“Leaders who win the respect of others are the ones who deliver more than they promise, not the ones who promise more than they can deliver” (Mark A Clement)

Frequently, promises are made glibly, with little thought given to delivery. Often motivated from good intent, promises are designed to give people hope – the promise of something better than they have currently. Some promises, however, are selfishly intended, designed to create allegiance, get a person’s vote, or ensure conformity, submission, or obedience. The latter, when unmet, results in the very opposite effect, creating distrust, anger, and rebellion.

Promises should be aligned to personal and organisational brand, values, and integrity. Their aim should be to fulfil higher level purposes and not debase or selfish ambitions. Promises need to be the enactment of good character, credibility, and care. Without the investment of upright tenets, values, and principles, promises ring hollow and end up as unbelievable.
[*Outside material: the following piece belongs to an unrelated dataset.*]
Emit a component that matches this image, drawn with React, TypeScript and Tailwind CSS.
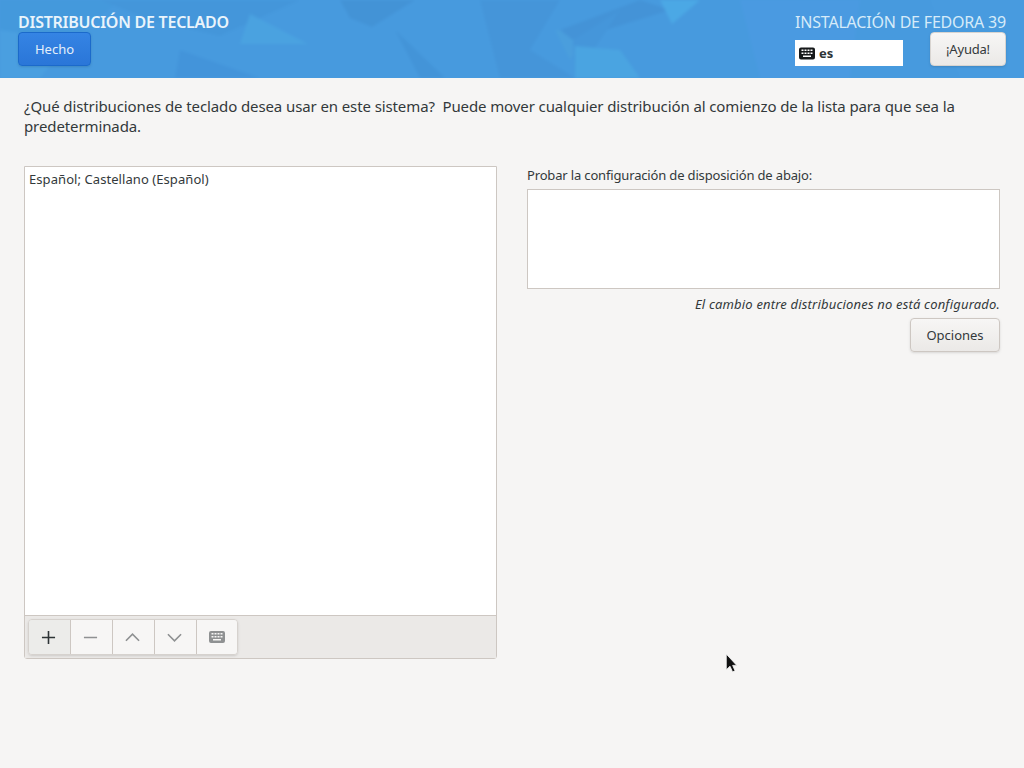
import React from 'react';

const font = "font-['Noto_Sans',sans-serif]";

const HeaderArt = () => (
  <svg className="absolute inset-0 h-full w-full" viewBox="0 0 1024 78" preserveAspectRatio="none">
    <g className="blur-[1.5px]">
      <rect x="-20" y="-20" width="1064" height="118" fill="#479ade" />
      <polygon points="0,0 120,0 70,40 0,30" fill="#4499dc" />
      <polygon points="0,30 70,40 40,78 0,78" fill="#4a9fe0" />
      <polygon points="100,0 300,0 220,36 150,20" fill="#4496da" />
      <polygon points="180,50 260,78 175,78" fill="#4394da" />
      <polygon points="250,14 308,44 240,44" fill="#4aa2e0" />
      <polygon points="340,0 415,0 372,27 350,18" fill="#4393d6" />
      <polygon points="395,30 445,78 420,78" fill="#4394d8" />
      <polygon points="480,0 560,0 530,50 575,78 500,78" fill="#4595d9" />
      <polygon points="555,30 590,30 570,60" fill="#4a9edd" />
      <polygon points="560,30 640,0 670,10 573,40" fill="#4493d7" />
      <polygon points="573,40 620,10 575,78" fill="#4596da" />
      <polygon points="575,46 620,50 640,78 575,78" fill="#4aa4e1" />
      <polygon points="660,0 700,0 672,24" fill="#4ba8e5" />
      <polygon points="740,0 860,0 850,78 760,78" fill="#4a9ae1" />
      <polygon points="930,0 1024,0 1024,78 960,78" fill="#489bdf" />
    </g>
  </svg>
);

const KeyboardGlyph = ({ className }: { className: string }) => (
  <svg viewBox="0 0 16 12" className={className}>
    <path
      fillRule="evenodd"
      fill="currentColor"
      d="M2 0h12a2 2 0 0 1 2 2v8a2 2 0 0 1-2 2H2a2 2 0 0 1-2-2V2a2 2 0 0 1 2-2zM2.5 2v1.5h2V2zm3 0v1.5h2V2zm3 0v1.5h2V2zm3 0v1.5h2V2zM2.5 5v1.5h2V5zm3 0v1.5h2V5zm3 0v1.5h2V5zm3 0v1.5h2V5zM4 8v1.5h8V8z"
    />
  </svg>
);

const ToolButton = ({ children, active }: { children: React.ReactNode; active?: boolean }) => (
  <div
    className={`flex h-full w-[42px] shrink-0 items-center justify-center border-r border-[#cdc7c2] pr-[2px] last:border-r-0 ${
      active ? 'bg-[#ececea]' : 'bg-[#f7f6f5]'
    }`}
  >
    {children}
  </div>
);

const App = () => {
  return (
    <div className={`${font} flex h-[768px] w-[1024px] flex-col overflow-hidden bg-[#f6f5f4] text-[#33393b] relative`}>
      <header className="relative h-[78px] shrink-0 overflow-hidden">
        <HeaderArt />
        <div className="relative flex justify-between px-[18px]">
          <div className="flex flex-col items-start pt-[12px]">
            <h1 className="h-[20px] text-[16px] leading-[20px] font-semibold tracking-[-0.25px] text-[#eaf4fb]">DISTRIBUCIÓN DE TECLADO</h1>
            <button className="flex h-[34px] w-[73px] items-center justify-center rounded-[4px] border border-[#1b6acb] bg-gradient-to-b from-[#3584e4] to-[#2a76d8] pt-[1px] text-[13px] text-[#e4effa] shadow-sm">
              Hecho
            </button>
          </div>
          <div className="flex w-[211px] flex-col items-end pt-[12px]">
            <div className="h-[20px] text-[16px] leading-[20px] tracking-[-0.2px] whitespace-nowrap text-[#d6ebf9]">INSTALACIÓN DE FEDORA 39</div>
            <div className="flex w-full items-start justify-between">
              <div className="mt-[8px] flex h-[26px] w-[108px] items-center gap-[4px] bg-white pl-[4px] pt-[1px] text-[13px] font-bold text-[#2e3436]">
                <KeyboardGlyph className="h-[13px] w-[16px] text-[#16191a]" />
                <span>es</span>
              </div>
              <button className="flex h-[34px] w-[76px] items-center justify-center rounded-[4px] border border-[#d8d4d0] bg-gradient-to-b from-[#f7f6f5] to-[#ebe9e7] pt-[1px] text-[13px] tracking-[-0.2px] text-[#33393b] shadow-sm">
                ¡Ayuda!
              </button>
            </div>
          </div>
        </div>
      </header>

      <main className="flex flex-1 flex-col px-6 pt-[18px]">
        <p className="w-[960px] text-[15px] leading-[20px] tracking-[-0.105px] whitespace-pre-wrap">
          ¿Qué distribuciones de teclado desea usar en este sistema?  Puede mover cualquier distribución al comienzo de la lista para que sea la predeterminada.
        </p>

        <div className="mt-[30px] flex gap-[30px]">
          <section className="flex h-[493px] w-[473px] flex-col rounded-b-[3px] border border-[#cdc7c2] bg-white">
            <div className="flex-1 px-[4px] pt-[3px] text-[13px] leading-[18px] tracking-[0.07px]">Español; Castellano (Español)</div>
            <div className="flex h-[43px] items-center border-t border-[#cdc7c2] bg-[#ebe9e7] pl-[3px]">
              <div className="flex h-[36px] w-[210px] overflow-hidden rounded-[4px] border border-[#d6d2ce] shadow-sm">
                <ToolButton active>
                  <svg viewBox="0 0 16 16" className="h-[15px] w-[15px]">
                    <path d="M8 1v14M1 8h14" stroke="#2e3436" strokeWidth="1.7" fill="none" />
                  </svg>
                </ToolButton>
                <ToolButton>
                  <svg viewBox="0 0 16 16" className="h-[15px] w-[15px]">
                    <path d="M1 8h14" stroke="#8f9192" strokeWidth="1.7" fill="none" />
                  </svg>
                </ToolButton>
                <ToolButton>
                  <svg viewBox="0 0 16 16" className="h-[15px] w-[15px]">
                    <path d="M1 11.5 8 4.5l7 7" stroke="#8f9192" strokeWidth="1.7" fill="none" />
                  </svg>
                </ToolButton>
                <ToolButton>
                  <svg viewBox="0 0 16 16" className="h-[15px] w-[15px]">
                    <path d="M1 4.5 8 11.5l7-7" stroke="#8f9192" strokeWidth="1.7" fill="none" />
                  </svg>
                </ToolButton>
                <ToolButton>
                  <KeyboardGlyph className="h-[12px] w-[16px] text-[#8f9192]" />
                </ToolButton>
              </div>
            </div>
          </section>

          <section className="flex w-[473px] flex-col">
            <label className="text-[13px] leading-[18px] tracking-[-0.16px]">Probar la configuración de disposición de abajo:</label>
            <div className="mt-[5px] h-[100px] border border-[#cdc7c2] bg-white" />
            <p className="mt-[6px] text-right text-[13px] leading-[18px] tracking-[0.18px] italic">El cambio entre distribuciones no está configurado.</p>
            <div className="mt-[5px] flex justify-end">
              <button className="flex h-[34px] w-[90px] items-center justify-center rounded-[4px] border border-[#cdc7c2] bg-gradient-to-b from-[#f7f6f5] to-[#ebe9e7] pt-[1px] text-[13px] shadow-sm">
                Opciones
              </button>
            </div>
          </section>
        </div>
      </main>

      <svg viewBox="0 0 12 20" className="absolute left-[725px] top-[653px] h-[21px] w-[13px]">
        <path d="M1 1v15l3.6-3.4L7 18l2.4-1-2.3-5.2H11z" fill="#111" stroke="#f4f4f4" strokeWidth="0.8" />
      </svg>
    </div>
  );
};

export default App;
When promise delivery fails, collateral damage is the inevitable result:

  1. The brand is tarnished – the brand’s integrity gets damaged and allegiance to the brand wanes. Faith in the brand erodes and people go elsewhere to satisfy their needs.
  2. Trust is destroyed – people no longer have faith in the promise-giver and see the person as duplicitous and devious. As one person expressed about the president of his country: “Isn’t it sad that I have to find my inspiration from other people’s presidents, as mine is busy with his own selfish ambitions”.
  3. People lose hope – the very culture of the business, organisation, or country degenerates into feelings of loss, sadness, and anger. This growing dissatisfaction accelerates discontent and anger, sometimes resulting in violence and/or subversive behaviour.

The bigger the promise, the less likely the leader is to live up to it. Leaders shouldn’t just say what the people want to hear, but rather tell them what they think they can reasonably offer. Caution should be exercised in making promises and progress communication regarding promise completion should be consistent. Consistency retains hope and lets others know that the promise has not slipped off the agenda.

Promises, promises, promises … easy to make, but hard to keep. Faith in leadership is made or broken on the leader’s ability to maintain credibility, fulfil promises, and work for the greater good of all followers.